▶ _Do this_: In the listing below, find every line containing "components" and copy it out.

■ ■ ■

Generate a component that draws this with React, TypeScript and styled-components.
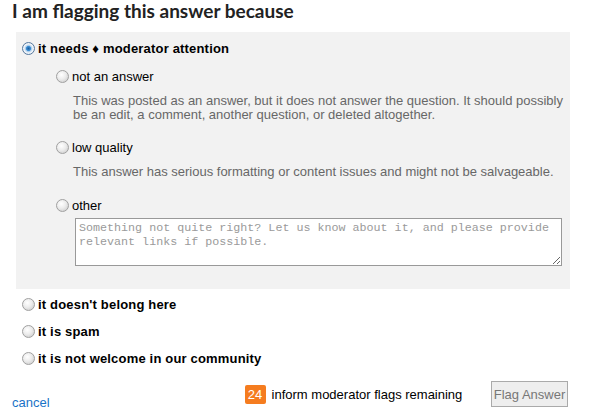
import React from "react";
import styled, { createGlobalStyle } from "styled-components";

const GlobalStyle = createGlobalStyle`
  body {
    margin: 0;
    background: #fff;
    font-family: "Liberation Sans", Arial, sans-serif;
    color: #000;
  }
`;

type SubOption = { label: string; desc?: string; other?: boolean };

const subOptions: SubOption[] = [
  {
    label: "not an answer",
    desc:
      "This was posted as an answer, but it does not answer the question. It should possibly be an edit, a comment, another question, or deleted altogether.",
  },
  {
    label: "low quality",
    desc: "This answer has serious formatting or content issues and might not be salvageable.",
  },
  { label: "other", other: true },
];

const bottomOptions = [
  "it doesn't belong here",
  "it is spam",
  "it is not welcome in our community",
];

function App() {
  return (
    <Page>
      <GlobalStyle />
      <Title>I am flagging this answer because</Title>
      <Panel>
        <MainRow>
          <Radio type="radio" name="flag" defaultChecked />
          <MainLabel>it needs ♦ moderator attention</MainLabel>
        </MainRow>
        <SubList>
          {subOptions.map((o) => (
            <SubItem key={o.label}>
              <SubRow>
                <Radio type="radio" name="sub" />
                <SubLabel>{o.label}</SubLabel>
              </SubRow>
              {o.desc && <Desc>{o.desc}</Desc>}
              {o.other && (
                <Comment placeholder="Something not quite right? Let us know about it, and please provide relevant links if possible." />
              )}
            </SubItem>
          ))}
        </SubList>
      </Panel>
      <BottomList>
        {bottomOptions.map((b) => (
          <BottomRow key={b}>
            <Radio type="radio" name="flag" />
            <MainLabel>{b}</MainLabel>
          </BottomRow>
        ))}
      </BottomList>
      <Footer>
        <Cancel href="#">cancel</Cancel>
        <Remaining>
          <Badge>24</Badge>
          <span>inform moderator flags remaining</span>
        </Remaining>
        <FlagButton disabled>Flag Answer</FlagButton>
      </Footer>
    </Page>
  );
}

export default App;

const Page = styled.div`
  width: 590px;
  height: 418px;
  overflow: hidden;
  display: flex;
  flex-direction: column;
`;

const Title = styled.div`
  font-family: "Lato", "Liberation Sans", sans-serif;
  font-weight: 700;
  font-size: 19px;
  line-height: 22px;
  color: #222;
  margin: 0 0 0 12px;
  height: 22px;
`;

const Panel = styled.div`
  margin: 10px 0 0 16px;
  width: 554px;
  height: 257px;
  box-sizing: border-box;
  background: #f2f2f2;
  padding: 8px 0 0 6px;
`;

const Radio = styled.input`
  appearance: none;
  -webkit-appearance: none;
  margin: 0;
  width: 13px;
  height: 13px;
  border-radius: 50%;
  border: 1px solid #a0a0a0;
  background: radial-gradient(circle at 40% 35%, #fff 0%, #ececec 45%, #c4c4c4 100%);
  box-sizing: border-box;
  flex: none;
  &:checked {
    border-color: #55799f;
    background: radial-gradient(circle at 50% 50%, #1b5c9c 0%, #3a8dd4 28%, #a2c8ea 36%, #f3f6fa 58%, #d3d9e0 100%);
  }
`;

const MainRow = styled.label`
  display: flex;
  align-items: center;
  gap: 3px;
  height: 16px;
`;

const MainLabel = styled.span`
  font-weight: 700;
  font-size: 13px;
  letter-spacing: 0.18px;
  color: #000;
`;

const SubList = styled.div`
  display: flex;
  flex-direction: column;
  padding-left: 34px;
  margin-top: 12px;
`;

const SubItem = styled.div`
  display: flex;
  flex-direction: column;
  margin-bottom: 17px;
  &:nth-child(2) {
    margin-bottom: 18px;
  }
`;

const SubRow = styled.label`
  display: flex;
  align-items: center;
  gap: 3px;
  height: 16px;
`;

const SubLabel = styled.span`
  font-size: 13px;
  color: #000;
`;

const Desc = styled.p`
  margin: 10px 0 0 17px;
  font-size: 13px;
  line-height: 14px;
  color: #676767;
  width: 500px;
`;

const Comment = styled.textarea`
  margin: 5px 0 0 19px;
  width: 487px;
  height: 48px;
  box-sizing: border-box;
  border: 1px solid #999;
  background: #fff;
  padding: 2px 3px;
  font-family: "Liberation Mono", monospace;
  font-size: 11.7px;
  line-height: 14px;
  resize: vertical;
  &::placeholder {
    color: #9a9a9a;
  }
`;

const BottomList = styled.div`
  display: flex;
  flex-direction: column;
  padding-left: 22px;
  margin-top: 2px;
`;

const BottomRow = styled.label`
  display: flex;
  align-items: center;
  gap: 3px;
  height: 27px;
`;

const Footer = styled.div`
  display: flex;
  align-items: center;
  margin-top: 6px;
  padding: 0 22px 0 12px;
`;

const Cancel = styled.a`
  font-size: 13px;
  color: #1a73c7;
  text-decoration: none;
  margin-top: 17px;
`;

const Remaining = styled.div`
  display: flex;
  align-items: center;
  gap: 6px;
  margin-left: 195px;
  font-size: 13px;
  color: #000;
`;

const Badge = styled.span`
  background: #f57c1f;
  color: #fff;
  font-size: 13px;
  width: 21px;
  height: 19px;
  line-height: 19px;
  text-align: center;
  border-radius: 2px;
`;

const FlagButton = styled.button`
  margin-left: auto;
  width: 77px;
  height: 26px;
  border: 1px solid #aaa;
  background: #eee;
  color: #777;
  font-family: "Liberation Sans", Arial, sans-serif;
  font-size: 13px;
  padding: 0;
`;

■ ■ ■

▶ _Exercise response_:
Generate a component that draws this with React, TypeScript and styled-components.
import styled, { createGlobalStyle } from "styled-components";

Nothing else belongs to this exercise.